OBJECTIVE: To evaluate the impact of a cervical cancer (CC) diagnosis on use of health care and prescription drugs.
METHODS: This population-based register-study included Danish women aged 23-59 years and diagnosed with CC in 2001-2005. Women with a cervical screening outcome were used as comparison group. We obtained number of contacts to general practitioners (GPs), hospitals, psychologists/psychiatrists and defined daily doses (DDD) of analgesic/psychotropic prescription drugs. A difference-in-differences-design was used to estimate effect of a CC diagnosis on health-care use from five-year periods before and after the diagnosis/screening outcome.
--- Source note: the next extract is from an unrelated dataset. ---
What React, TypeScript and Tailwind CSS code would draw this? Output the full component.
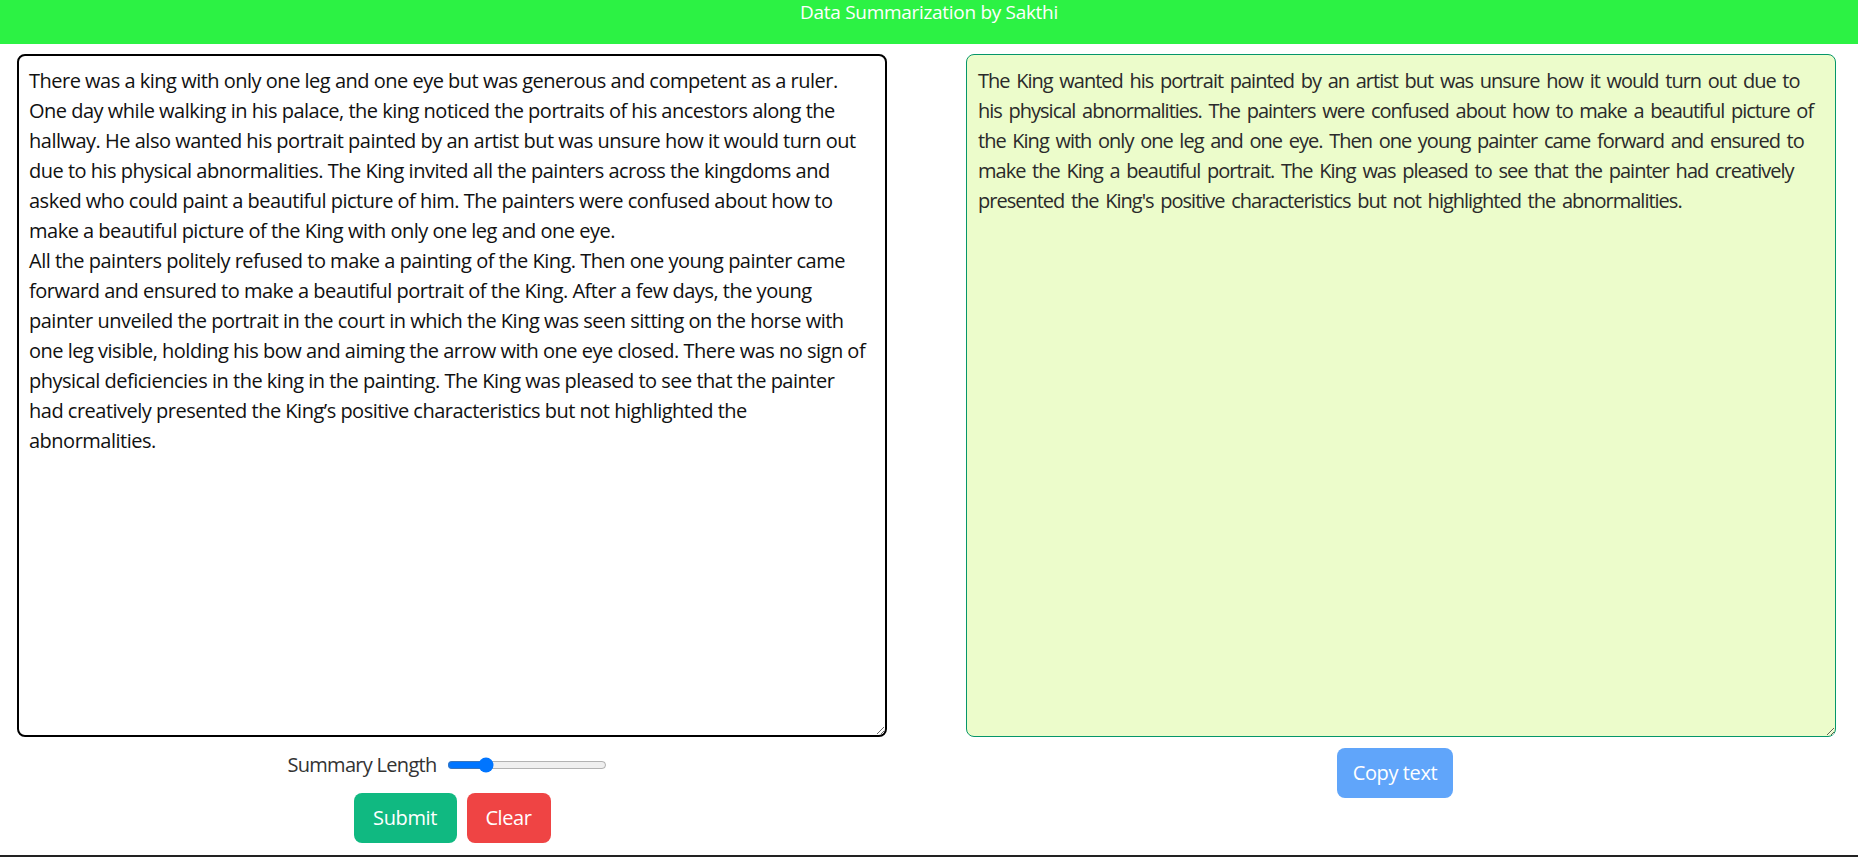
import React, { useState } from 'react';

const original = `There was a king with only one leg and one eye but was generous and competent as a ruler. One day while walking in his palace, the king noticed the portraits of his ancestors along the hallway. He also wanted his portrait painted by an artist but was unsure how it would turn out due to his physical abnormalities. The King invited all the painters across the kingdoms and asked who could paint a beautiful picture of him. The painters were confused about how to make a beautiful picture of the King with only one leg and one eye.
All the painters politely refused to make a painting of the King. Then one young painter came forward and ensured to make a beautiful portrait of the King. After a few days, the young painter unveiled the portrait in the court in which the King was seen sitting on the horse with one leg visible, holding his bow and aiming the arrow with one eye closed. There was no sign of physical deficiencies in the king in the painting. The King was pleased to see that the painter had creatively presented the King’s positive characteristics but not highlighted the abnormalities.`;

const summary = `The King wanted his portrait painted by an artist but was unsure how it would turn out due to his physical abnormalities. The painters were confused about how to make a beautiful picture of the King with only one leg and one eye. Then one young painter came forward and ensured to make the King a beautiful portrait. The King was pleased to see that the painter had creatively presented the King's positive characteristics but not highlighted the abnormalities.`;

const font = { fontFamily: '"Segoe UI", "Open Sans", sans-serif' };

export default function App() {
  const [text, setText] = useState(original);
  const [length, setLength] = useState(22);

  return (
    <div className="min-h-[857px] bg-white border-b-2 border-[#222]" style={font}>
      <div className="h-[44px] bg-[#2cf244] text-center text-white text-[19px] leading-6 tracking-[-0.3px]">
        Data Summarization by Sakthi
      </div>

      <div className="flex pt-[10px]">
        <div className="flex flex-col items-center ml-[17px] w-[870px]">
          <textarea
            value={text}
            onChange={(e) => setText(e.target.value)}
            className="w-[870px] h-[683px] border-2 border-black rounded-lg pl-[10px] pr-[12px] py-[10px] text-xl leading-[30px] tracking-[-0.5px] text-[#111] outline-none"
          />
          <div className="flex items-center gap-[10px] mt-[14px] mr-[10px] text-xl tracking-[-0.7px] text-[#333]">
            <span>Summary Length</span>
            <input
              type="range"
              min={0}
              max={100}
              value={length}
              onChange={(e) => setLength(Number(e.target.value))}
              className="w-[160px]"
            />
          </div>
          <div className="flex gap-[10px] mt-[14px]">
            <button className="w-[103px] h-[50px] rounded-lg bg-[#10b981] text-white text-xl tracking-[-0.4px]">
              Submit
            </button>
            <button className="w-[84px] h-[50px] rounded-lg bg-[#ef4444] text-white text-xl tracking-[-0.4px]">
              Clear
            </button>
          </div>
        </div>

        <div className="flex flex-col items-center ml-[79px] w-[870px]">
          <textarea
            readOnly
            value={summary}
            className="w-[870px] h-[683px] border border-[#059669] rounded-lg bg-[#ecfccb] pl-[11px] pr-[13px] py-[11px] text-xl leading-[30px] tracking-[-1px] [word-spacing:2.5px] text-[#2a2a2a] outline-none"
          />
          <button className="mt-[11px] mr-[12px] w-[116px] h-[50px] rounded-lg bg-[#60a5fa] text-white text-xl tracking-[-0.4px]">
            Copy text
          </button>
        </div>
      </div>
    </div>
  );
}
RESULTS: In total, 926 women with CC and 1,004,759 women without cancer were included. In five years following the date of CC diagnosis, CC patients had increased their use of GPs with 8.6 (95% CI 4.8-12.4) contacts more than women in the comparison group, and with 4.12 (95% CI 3.99-4.25) more hospital contacts. In contrast, use of psychologists/psychiatrists was low and largely unaffected by the CC diagnosis. For use of prescription drugs, analgesics increased with 80 (95% CI 60-100) DDD more in CC patients than in comparison women, and for psychotropics with 304 (95% CI 261-347) DDD more.
CONCLUSIONS: A CC diagnosis was followed by an increase in use of GPs, hospitals, and analgesic/psychotropic prescription drugs, while use of psychologist/psychiatrist was largely unaffected. This pattern may indicate that pain/mental health concerns after CC either persisted or were alleviated by other means only.